Do this
Write the lines out again, from the top of the material to the line containing "const [hook, setHook] = useState(false);", pictures excluded.
___ Available data ___
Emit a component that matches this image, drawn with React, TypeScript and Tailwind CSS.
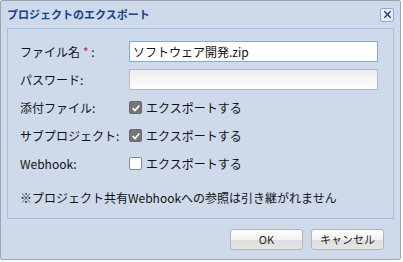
import React, { useState } from 'react';

const font = { fontFamily: '"Noto Sans CJK JP", "Noto Sans", sans-serif' };

const Check: React.FC<{ checked: boolean; onChange: () => void; label: string }> = ({ checked, onChange, label }) => (
  <label className="flex items-center gap-[4px] cursor-pointer select-none">
    <span
      onClick={onChange}
      className={`flex w-[13px] h-[13px] items-center justify-center rounded-[2px] border ${
        checked ? 'bg-[#757575] border-[#6a6a6a]' : 'bg-white border-[#8a8a8a]'
      }`}
    >
      {checked && (
        <svg viewBox="0 0 12 12" className="w-[10px] h-[10px]">
          <path d="M2 6.2 L4.8 9 L10 3" fill="none" stroke="white" strokeWidth="2" />
        </svg>
      )}
    </span>
    <span className="text-[12px] text-[#111]">{label}</span>
  </label>
);

export default function App() {
  const [fileName, setFileName] = useState('ソフトウェア開発.zip');
  const [password, setPassword] = useState('');
  const [attach, setAttach] = useState(true);
  const [sub, setSub] = useState(true);
  const [hook, setHook] = useState(false);

  return (
    <div className="w-[403px] h-[262px] bg-white" style={font}>
      <div className="w-[401px] h-[260px] flex flex-col bg-[#cedaea] border border-[#9aa6b5] rounded-[2px]">
        {/* Title bar */}
        <div className="h-[27px] flex items-center justify-between pl-[6px] pr-[6px]">
          <span className="text-[11px] font-bold text-[#15428b] leading-none">プロジェクトのエクスポート</span>
          <button className="w-[14px] h-[14px] flex items-center justify-center bg-[#e6eef8] border border-[#8ea9cf] rounded-[2px]">
            <svg viewBox="0 0 10 10" className="w-[9px] h-[9px]">
              <path d="M1.5 1.5 L8.5 8.5 M8.5 1.5 L1.5 8.5" stroke="#1b3f7a" strokeWidth="1.5" />
            </svg>
          </button>
        </div>

        {/* Body */}
        <div className="mx-[6px] h-[191px] border border-[#a4bfe6] pl-[12px] pr-[15px] pt-[12px]">
          <div className="grid grid-cols-[109px_1fr] gap-y-[7px] items-center text-[12px] text-[#111]">
            <span>
              ファイル名<span className="text-[#e02020] ml-[3px]">*</span> :
            </span>
            <input
              value={fileName}
              onChange={(e) => setFileName(e.target.value)}
              className="h-[21px] w-full px-[3px] bg-white border border-[#7eadd9] outline-none text-[12px]"
            />
            <span>パスワード:</span>
            <input
              type="password"
              value={password}
              onChange={(e) => setPassword(e.target.value)}
              className="h-[21px] w-full px-[3px] bg-gradient-to-b from-[#ececec] to-white border border-[#b5b8c8] outline-none text-[12px]"
            />
            <span className="h-[21px] flex items-center">添付ファイル:</span>
            <Check checked={attach} onChange={() => setAttach(!attach)} label="エクスポートする" />
            <span className="h-[21px] flex items-center">サブプロジェクト:</span>
            <Check checked={sub} onChange={() => setSub(!sub)} label="エクスポートする" />
            <span className="h-[21px] flex items-center">Webhook:</span>
            <Check checked={hook} onChange={() => setHook(!hook)} label="エクスポートする" />
          </div>
          <p className="mt-[15px] text-[12px] text-[#111]">※プロジェクト共有Webhookへの参照は引き継がれません</p>
        </div>

        {/* Footer */}
        <div className="flex justify-end gap-[8px] pr-[16px] pt-[10px]">
          {['OK', 'キャンセル'].map((t) => (
            <button
              key={t}
              className="w-[73px] h-[21px] rounded-[3px] border border-[#b4b4b4] text-[11px] text-[#222] bg-[linear-gradient(#fdfdfd_0%,#f2f2f2_50%,#dedede_51%,#e4e4e4_100%)]"
            >
              {t}
            </button>
          ))}
        </div>
      </div>
    </div>
  );
}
___
Task response
Emit a component that matches this image, drawn with React, TypeScript and Tailwind CSS.
import React, { useState } from 'react';

const font = { fontFamily: '"Noto Sans CJK JP", "Noto Sans", sans-serif' };

const Check: React.FC<{ checked: boolean; onChange: () => void; label: string }> = ({ checked, onChange, label }) => (
  <label className="flex items-center gap-[4px] cursor-pointer select-none">
    <span
      onClick={onChange}
      className={`flex w-[13px] h-[13px] items-center justify-center rounded-[2px] border ${
        checked ? 'bg-[#757575] border-[#6a6a6a]' : 'bg-white border-[#8a8a8a]'
      }`}
    >
      {checked && (
        <svg viewBox="0 0 12 12" className="w-[10px] h-[10px]">
          <path d="M2 6.2 L4.8 9 L10 3" fill="none" stroke="white" strokeWidth="2" />
        </svg>
      )}
    </span>
    <span className="text-[12px] text-[#111]">{label}</span>
  </label>
);

export default function App() {
  const [fileName, setFileName] = useState('ソフトウェア開発.zip');
  const [password, setPassword] = useState('');
  const [attach, setAttach] = useState(true);
  const [sub, setSub] = useState(true);
  const [hook, setHook] = useState(false);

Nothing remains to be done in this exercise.